Confronted with the task of installing a sink or vanity cabinet, you may be tempted to speedily hack out a window in the cabinet’s back to accommodate roughed-in plumbing protruding from the drywall, then slide it home. But I’m of a mind that the interior appearance of a cabinet matters almost as much as the exterior, therefore I take the time to accurately align cabinet cut-outs with the roughed-in piping.
The following is a simple method I use to accomplish a precise alignment.
Establishing a centerline. I start by determining the cabinet’s centerline and marking it on the back of the case. Then I mark the cabinet’s centerline on the wall in its final location. These two vertical center-lines serve as reference lines from which I’ll measure to guarantee precise left–right positioning.

Next, I make a level line on the wall at the exact final height of the cabinet (minus the countertop thickness); I’ll measure from this line to mark the wall with the horizontal centerlines of each protrusion.
With the cabinet’s centerline and top horizontal laid out, I use a torpedo level to outline the sides of each protrusion, both vertically and horizontally, onto the wall. What I’m after is the centerline of each pipe, which I find by measuring between my lines. After marking the center, I use a torpedo level to draw a centerline.
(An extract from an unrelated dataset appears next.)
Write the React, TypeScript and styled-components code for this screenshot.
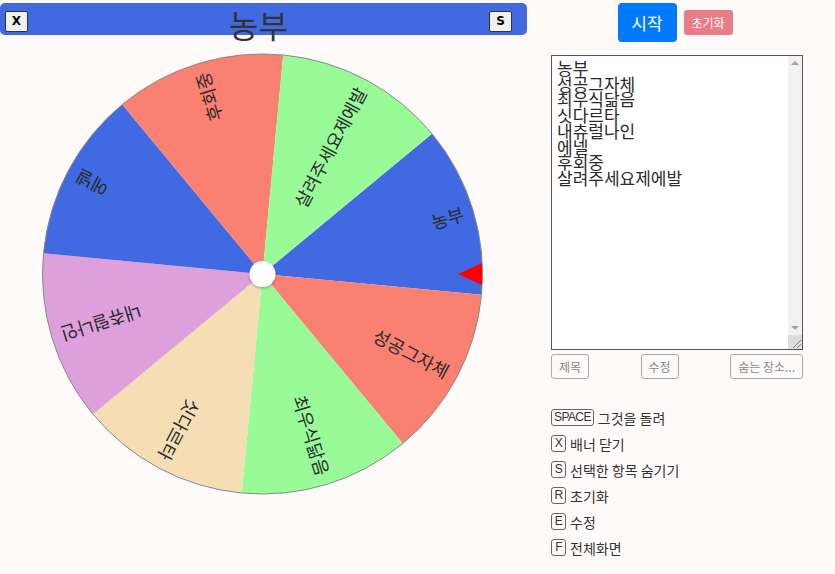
import styled, { createGlobalStyle } from "styled-components"

const GlobalStyle = createGlobalStyle`
  body {
    margin: 0;
    background: #fffafa;
    font-family: "Noto Sans CJK KR", "Noto Sans", sans-serif;
  }
`

const items = [
  "농부",
  "성공그자체",
  "최우식닮음",
  "싯다르타",
  "내츄럴나인",
  "에넬",
  "후회중",
  "살려주세요제에발",
]

const colors = ["#4169e1", "#fa8072", "#98fb98", "#f5deb3", "#dda0dd"]

const shortcuts = [
  { key: "SPACE", label: "그것을 돌려" },
  { key: "X", label: "배너 닫기" },
  { key: "S", label: "선택한 항목 숨기기" },
  { key: "R", label: "초기화" },
  { key: "E", label: "수정" },
  { key: "F", label: "전체화면" },
]

const CX = 262.5
const CY = 230
const R = 220
const OFFSET = -39.6

const point = (deg: number, r: number) => {
  const rad = (deg * Math.PI) / 180
  return [CX + r * Math.cos(rad), CY + r * Math.sin(rad)]
}

const Wheel = () => {
  const step = 360 / items.length
  return (
    <WheelSvg width={527} height={460} viewBox="0 0 527 460">
      <defs>
        <filter id="hub" x="-50%" y="-50%" width="200%" height="200%">
          <feDropShadow dx="0" dy="1" stdDeviation="1.5" floodOpacity="0.35" />
        </filter>
      </defs>
      {items.map((name, i) => {
        const a0 = OFFSET + step * i
        const a1 = a0 + step
        const [x0, y0] = point(a0, R)
        const [x1, y1] = point(a1, R)
        const color = i < 5 ? colors[i] : colors[i - 5]
        return (
          <path
            key={name}
            d={`M${CX},${CY} L${x0},${y0} A${R},${R} 0 0 1 ${x1},${y1} Z`}
            fill={color}
          />
        )
      })}
      <circle cx={CX} cy={CY} r={R} fill="none" stroke="#8a8a8a" strokeWidth={1} />
      {items.map((name, i) => {
        const mid = OFFSET + step * i + step / 2
        return (
          <SliceLabel
            key={name}
            x={CX + 210}
            y={CY}
            textAnchor="end"
            dominantBaseline="central"
            transform={`rotate(${mid} ${CX} ${CY})`}
          >
            {name}
          </SliceLabel>
        )
      })}
      <circle cx={CX} cy={CY} r={13} fill="#fff" filter="url(#hub)" />
      <polygon points="458,230 482,219 482,241" fill="#ff0000" />
    </WheelSvg>
  )
}

const Grip = () => (
  <svg width={14} height={14} viewBox="0 0 14 14">
    <path d="M13 5 L5 13 M13 9 L9 13" stroke="#888" strokeWidth={1} />
  </svg>
)

export default function App() {
  return (
    <>
      <GlobalStyle />
      <Page>
        <LeftColumn>
          <Banner>
            <BannerButton>X</BannerButton>
            <Title>농부</Title>
            <BannerButton>S</BannerButton>
          </Banner>
          <Wheel />
        </LeftColumn>
        <RightColumn>
          <TopButtons>
            <StartButton>시작</StartButton>
            <ResetButton>초기화</ResetButton>
          </TopButtons>
          <ListBox>
            <ItemList defaultValue={items.join("\n")} spellCheck={false} />
            <ScrollRail>
              <Arrow $dir="up" />
              <RailSpacer />
              <Arrow $dir="down" />
              <Corner>
                <Grip />
              </Corner>
            </ScrollRail>
          </ListBox>
          <SmallButtons>
            <OutlineButton>제목</OutlineButton>
            <OutlineButton>수정</OutlineButton>
            <OutlineButton>숨는 장소...</OutlineButton>
          </SmallButtons>
          <Shortcuts>
            {shortcuts.map((s) => (
              <ShortcutRow key={s.key}>
                <Kbd>{s.key}</Kbd>
                <span>{s.label}</span>
              </ShortcutRow>
            ))}
          </Shortcuts>
        </RightColumn>
      </Page>
    </>
  )
}

const Page = styled.div`
  display: flex;
  gap: 24px;
  width: 835px;
  height: 574px;
  overflow: hidden;
`

const LeftColumn = styled.div`
  display: flex;
  flex-direction: column;
  width: 527px;
  padding-top: 3px;
`

const Banner = styled.div`
  display: flex;
  align-items: center;
  justify-content: space-between;
  height: 32px;
  padding: 0 15px 0 5px;
  background: #4169e1;
  border-radius: 5px;
`

const BannerButton = styled.button`
  width: 23px;
  height: 21px;
  padding: 0;
  margin-top: 4px;
  background: #f0f0f0;
  border: 1px solid #333;
  border-radius: 2px;
  font-family: "DejaVu Sans", sans-serif;
  font-weight: bold;
  font-size: 12px;
  color: #000;
`

const Title = styled.h1`
  margin: 0;
  font-size: 32px;
  font-weight: 400;
  line-height: 32px;
  color: #333;
  transform: translateY(5px);
`

const WheelSvg = styled.svg`
  display: block;
  margin-top: 9px;
`

const SliceLabel = styled.text`
  font-family: "Noto Sans CJK KR", sans-serif;
  font-size: 18px;
  fill: #2b2b2b;
`

const RightColumn = styled.div`
  display: flex;
  flex-direction: column;
  width: 252px;
`

const TopButtons = styled.div`
  display: flex;
  align-items: center;
  justify-content: center;
  gap: 7px;
  height: 39px;
  margin-top: 3px;
  padding-right: 4px;
`

const StartButton = styled.button`
  width: 59px;
  height: 39px;
  padding: 0;
  border: none;
  border-radius: 4px;
  background: #007bff;
  color: #fff;
  font-family: "Noto Sans CJK KR", sans-serif;
  font-size: 17px;
`

const ResetButton = styled.button`
  width: 49px;
  height: 25px;
  padding: 0;
  border: none;
  border-radius: 3px;
  background: #e87c87;
  color: #fff;
  font-family: "Noto Sans CJK KR", sans-serif;
  font-size: 12px;
`

const ListBox = styled.div`
  box-sizing: border-box;
  display: flex;
  width: 252px;
  height: 295px;
  margin-top: 13px;
  border: 1px solid #555;
  background: #fff;
`

const ItemList = styled.textarea`
  flex: 1;
  min-width: 0;
  margin: 0;
  padding: 4px 5px;
  border: none;
  background: #fff;
  color: #2a2a2a;
  font-family: "Noto Sans CJK KR", sans-serif;
  font-size: 17px;
  line-height: 15.7px;
  overflow: hidden;
  resize: none;
  outline: none;
`

const ScrollRail = styled.div`
  display: flex;
  flex-direction: column;
  width: 14px;
  background: #f1f1f1;
`

const RailSpacer = styled.div`
  flex: 1;
`

const Arrow = styled.div<{ $dir: "up" | "down" }>`
  height: 14px;
  display: flex;
  align-items: center;
  justify-content: center;

  &::before {
    content: "";
    width: 0;
    height: 0;
    border-left: 4px solid transparent;
    border-right: 4px solid transparent;
    ${(p) =>
      p.$dir === "up"
        ? "border-bottom: 4px solid #a3a3a3;"
        : "border-top: 4px solid #a3a3a3;"}
  }
`

const Corner = styled.div`
  height: 14px;
  background: #dcdcdc;
  line-height: 0;
`

const SmallButtons = styled.div`
  display: flex;
  justify-content: space-between;
  margin-top: 4px;
`

const OutlineButton = styled.button`
  height: 25px;
  padding: 0 7px;
  background: transparent;
  border: 1px solid #aaa;
  border-radius: 3px;
  color: #888;
  font-family: "Noto Sans CJK KR", sans-serif;
  font-size: 12px;
`

const Shortcuts = styled.div`
  display: flex;
  flex-direction: column;
  gap: 9px;
  margin-top: 30px;
`

const ShortcutRow = styled.div`
  display: flex;
  align-items: center;
  gap: 4px;
  height: 17px;
  font-size: 14px;
  color: #333;
`

const Kbd = styled.span`
  box-sizing: border-box;
  height: 17px;
  min-width: 15px;
  padding: 0 2px;
  border: 1px solid #666;
  border-radius: 3px;
  font-family: "Liberation Sans", sans-serif;
  font-size: 12px;
  letter-spacing: -0.6px;
  line-height: 15px;
  text-align: center;
  color: #333;
`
Now it’s a fairly simple matter of measuring between the cabinet centerline and the individual centerlines of the pipes.



For this, I move away from the hook on my tape and work from the 1-inch mark, commonly referred to as “burning the inch of the tape.” Some say this invites error, but I believe this increases accuracy when measuring. Either way, stay focused because every dimension you take from the wall has to be transferred to the back of the cabinet in the opposite direction; left-of-center on the wall becomes right-of-center on the cabinet back.

Cut-outs. When drilling through the back, I choose a sharp spade bit as close to the pipe diameter as is reasonable; for example, a 3/4-inch bit for a 1/2-inch supply-line pipe. For larger openings, such as for a 2-inch drainpipe, I use a hole saw.
When drilling from the back of the cabinet, I stop short of punching through, letting just the tip of the pilot bit go through the back. Using the pilot bit hole as a guide, I complete the holes from inside the cabinet, thus avoiding tear-out around the opening.

With cut-outs completed, the vanity cabinet is easily slid into place. Electrical boxes inside the cabinet are measured and cut similarly.